No, he asked a climate change expert. In Australia, climate change experts are not hard to find. Indeed it is very hard to keep them out of your car: unless you wind the window all the way up, one of them will climb in. This climate change expert was called Tim [Flannery, perhaps? – Ed]. Armed with his ability to read the future, Tim predicted that any dry area of the Murray-Darling system was “an indication of what’s coming”, and that “what Australia is experiencing here now” would eventually be experienced by “hundreds of millions of people around the world”.

Simon nodded his moustache sagely but didn’t once ask whether the flourishing wine industry was not part of what Australia is experiencing here now. Nor did he ask whether, in view of climate change, the wine industry was doomed. It was then that the big idea hit me. Why hadn’t he asked the wine grower? It would have been easy to frame the question, perhaps along the lines of: “In view of what is happening to the planet, have you any plans for selling all this colossal acreage of silver metal for scrap?”

It would have been worth asking the wine grower because his whole way of life depends on what he thinks about the water supply, whereas, with Tim, nothing depends on what he thinks about the water supply except his next research grant and his prospects of getting on screen with the visiting TV presenter so that they can shoot off their mouths together. And at that point I started thinking about all those BBC environment and nature programmes from the immediate past that might just turn out, in retrospect, to have been souping up their science with science fiction.

Gee, a public broadcaster souping up science with science fiction? Who’d a thunk it?

* I am delighted, by the way, to see that all of the reviews from those books (now out of print) are on James’ blog here: http://www.clivejames.com/books/critichome

Comments

  1. Glenn Steiner says:

    Abbott has been in government for a number of months now and you have yet to write anything about his climate change policies. There should be plenty of material for you; he accepts the IPCC science, has the same emissions target as the Labor Party and has a more expensive method of achieving it. Yet I see nothing. Do you actually want to free Australia from the apparent “climate madness” or are you more interested in insulting those on the other side of politics from you?

    Come on, time for some consistency!

    • luisadownunder says:

      Read my lips: Tony Abbott has actually said, in public, for all and sundry to hear that “climate change is crap”. I also remember that when he spoke those words, ridicule was heaped upon him in spades.

      And you are right: he has been in government ONLY a number of months.
      Pity you didn’t speak up when Labor was in government a number of YEARS!
      Or when they introduced ALL those stupid, dumb, global warming and climate change policies.

      You are right: this blog should be consistent.

      I’m also hoping that in your disgust of all the climate change policies that Labor introduced, you didn’t actually vote for them.

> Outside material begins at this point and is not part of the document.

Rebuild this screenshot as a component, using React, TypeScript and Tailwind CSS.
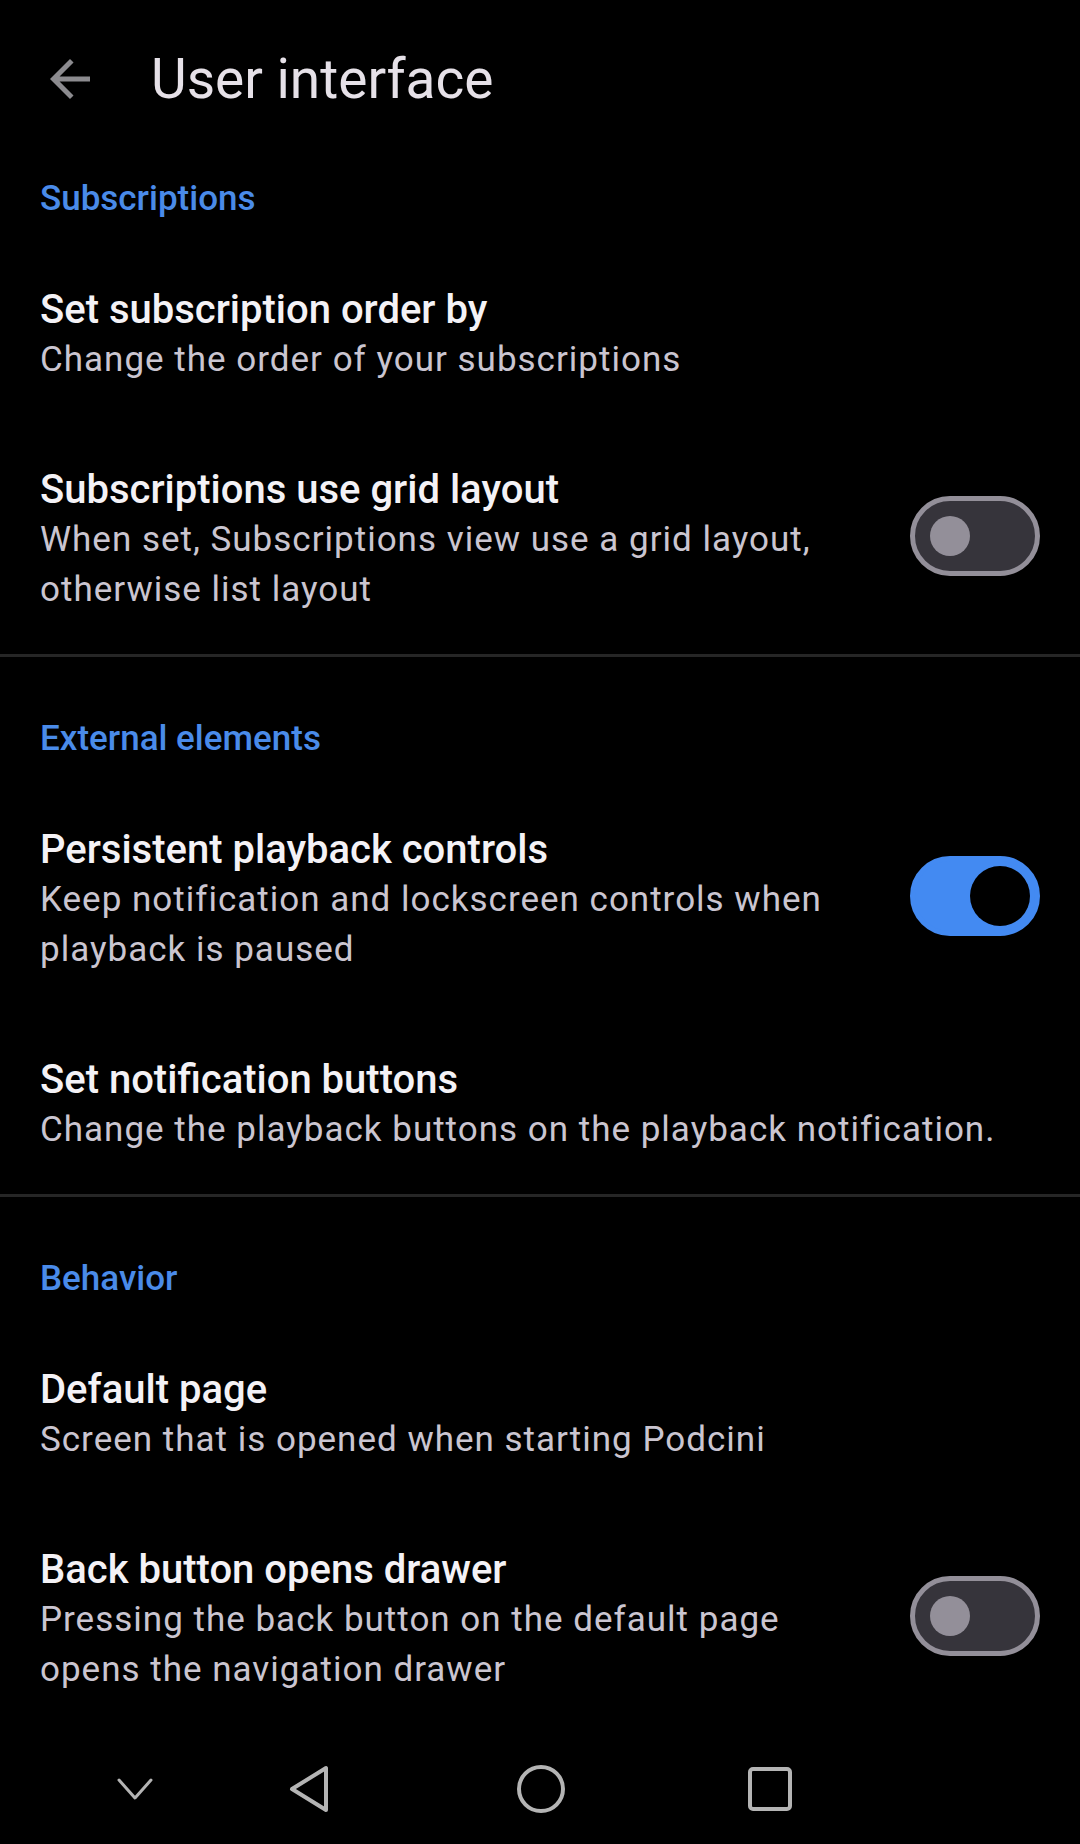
import React, { useState } from 'react';

interface SettingItem {
  key: string;
  title: string;
  summary: string;
  toggle?: boolean;
}

interface SettingSection {
  key: string;
  label: string;
  items: SettingItem[];
}

const SECTIONS: SettingSection[] = [
  {
    key: 'subscriptions',
    label: 'Subscriptions',
    items: [
      { key: 'order', title: 'Set subscription order by', summary: 'Change the order of your subscriptions' },
      {
        key: 'grid',
        title: 'Subscriptions use grid layout',
        summary: 'When set, Subscriptions view use a grid layout, otherwise list layout',
        toggle: false,
      },
    ],
  },
  {
    key: 'external',
    label: 'External elements',
    items: [
      {
        key: 'persistent',
        title: 'Persistent playback controls',
        summary: 'Keep notification and lockscreen controls when playback is paused',
        toggle: true,
      },
      {
        key: 'buttons',
        title: 'Set notification buttons',
        summary: 'Change the playback buttons on the playback notification.',
      },
    ],
  },
  {
    key: 'behavior',
    label: 'Behavior',
    items: [
      { key: 'default', title: 'Default page', summary: 'Screen that is opened when starting Podcini' },
      {
        key: 'back',
        title: 'Back button opens drawer',
        summary: 'Pressing the back button on the default page opens the navigation drawer',
        toggle: false,
      },
    ],
  },
];

function Switch({ checked, onChange }: { checked: boolean; onChange: () => void }) {
  return (
    <button
      type="button"
      role="switch"
      aria-checked={checked}
      onClick={onChange}
      className={`flex h-[80px] w-[130px] shrink-0 items-center rounded-full border-[5px] ${
        checked ? 'border-[#438af2] bg-[#438af2]' : 'border-[#938f99] bg-[#36343b]'
      }`}
    >
      {checked ? (
        <span className="ml-[55px] h-[60px] w-[60px] rounded-full bg-black" />
      ) : (
        <span className="ml-[15px] h-[40px] w-[40px] rounded-full bg-[#938f99]" />
      )}
    </button>
  );
}

export default function App() {
  const [toggles, setToggles] = useState<Record<string, boolean>>({
    grid: false,
    persistent: true,
    back: false,
  });

  const flip = (key: string) => setToggles((prev) => ({ ...prev, [key]: !prev[key] }));

  return (
    <div className="flex h-[1844px] w-[1080px] flex-col overflow-hidden bg-black font-['Roboto',sans-serif]">
      <header className="flex h-[158px] shrink-0 items-center">
        <button type="button" className="ml-[40px] flex h-[60px] w-[60px] items-center justify-center">
          <svg viewBox="0 0 24 24" className="h-[60px] w-[60px]" fill="#8c8b8f">
            <path d="M20 11H7.83l5.59-5.59L12 4l-8 8 8 8 1.41-1.41L7.83 13H20v-2z" />
          </svg>
        </button>
        <h1 className="ml-[51px] text-[55px] leading-[64px] font-normal text-[#e6e1e8]">User interface</h1>
      </header>

      <main className="flex-1">
        {SECTIONS.map((section, i) => (
          <section key={section.key} className={i > 0 ? 'border-t-[3px] border-[#262626]' : ''}>
            <div
              className={`px-[40px] pb-[21px] text-[35px] leading-[50px] font-medium text-[#4a8be9] ${
                i > 0 ? 'pt-[57px]' : 'pt-[16px]'
              }`}
            >
              {section.label}
            </div>
            {section.items.map((item, j) => (
              <div
                key={item.key}
                className={`flex items-center pt-[40px] pl-[40px] pr-[40px] ${
                  j === section.items.length - 1 ? 'pb-[39px]' : 'pb-[40px]'
                }`}
              >
                <div className="min-w-0 flex-1">
                  <div className="text-[40px] leading-[50px] font-medium text-[#f4f2f6]">{item.title}</div>
                  <div className="text-[35px] leading-[50px] tracking-[1px] text-[#cac5d0]">{item.summary}</div>
                </div>
                {item.toggle !== undefined ? (
                  <div className="mb-[8px] pl-[40px]">
                    <Switch checked={toggles[item.key]} onChange={() => flip(item.key)} />
                  </div>
                ) : null}
              </div>
            ))}
          </section>
        ))}
      </main>

      <nav className="flex h-[110px] shrink-0 items-center">
        <svg viewBox="0 0 36 22" className="ml-[117px] h-[22px] w-[36px]" fill="none" stroke="#b4b4b4" strokeWidth="3" strokeLinejoin="round" strokeLinecap="round">
          <path d="M2 2 L18 20 L34 2" />
        </svg>
        <svg viewBox="0 0 42 48" className="ml-[135px] h-[48px] w-[42px]" fill="none" stroke="#b4b4b4" strokeWidth="4" strokeLinejoin="round">
          <path d="M38 3 L38 45 L4 24 Z" />
        </svg>
        <svg viewBox="0 0 48 48" className="ml-[187px] h-[48px] w-[48px]" fill="none" stroke="#b4b4b4" strokeWidth="4">
          <circle cx="24" cy="24" r="22" />
        </svg>
        <svg viewBox="0 0 44 44" className="ml-[183px] h-[44px] w-[44px]" fill="none" stroke="#b4b4b4" strokeWidth="4">
          <rect x="2" y="2" width="40" height="40" rx="3" />
        </svg>
      </nav>
    </div>
  );
}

      • Charles Johnson says:

        Absolutely priceless reply!

      • Glen has not yet understood that the election is over and he lost, so he is still spreading disinformation about the LNP, all the ALP have is lies. lies about the budget, lies about Carbon Taxes, Glen talks about balance but I bet he never writes about ALP lies. N

  2. Krudd Gillard of the Commondebt of Australia says:

    Wow! re the “Tim” story: what a great example of non-doxastic commitment. Says it all.

  3. Reblogged this on CraigM350 and commented:
    Keep those car windows closed! 😀

  4. Yes, that that Wimbelton piece was classic Clive, I could even hear his dry monotone voice as I read it.

    Clive’s distain for the climate change bandwagon is well known. I don’t know what the ABC think of him now? He used to be one of their intellectual darlings.

    Glad he took a swipe at Simon Reeve, I find his documentaries come across as “glass half empty” with a one sided view of the countries he visits.

    Speaking of the intellectual darlings of the ABC, I wonder what soft sermon Tim and John will be dlivering tonight on China?

  5. Doug Proctor says:

    The reality, or should I saw, the near-term reality, which is the time frame of a person’s career, business or, most definitely, the time in which he has to generate his retirement nest egg – is what we need to get from the Flannery-Gores. And how we get that is by looking at THEIR investments.

    If Al and Tim aren’t heavily into the Green Technology, and are into quiet houses close to the seashore, and haven’t invested in air conditioning for the masses and villages up mountainsides, then we can be assured that nothing of note is in their minds happening for the next 30+ years. Which is quite different from how the alarmists like McKibben, Suzuki and Obama speak: the are not only in peril for tomorrow, all the bad stuff that happened yesterday was the fault of CO2 from coal plants.

    We ARE in a witchcraft craze. Just as James II spoke out about the horrors in his country, so are our national leaders (most, anyway). The professional witchfinders are the professional alarmists like Gore and McKibben. Madness, it’s all madness – not so much what the leaders say, but the way the public accepts what they say without skepticism.

    • luisadownunder says:

      The sad fact is that this nonsense is being promulgated in schools. My youngest was in year 12 when his entire year level, all 130, were made to watch the biggest of insults to core intelligence: “An Inconvenient Truth”.

      That an entire education system would throw all scientific knowledge and enquiry out the window for this load of drivel is beyond understanding.

      Young people being led into the darkness by those that are entrusted with their education with this mindless poppycock! Witchcraft indeed!

      Needless to say, my anger was ineffable.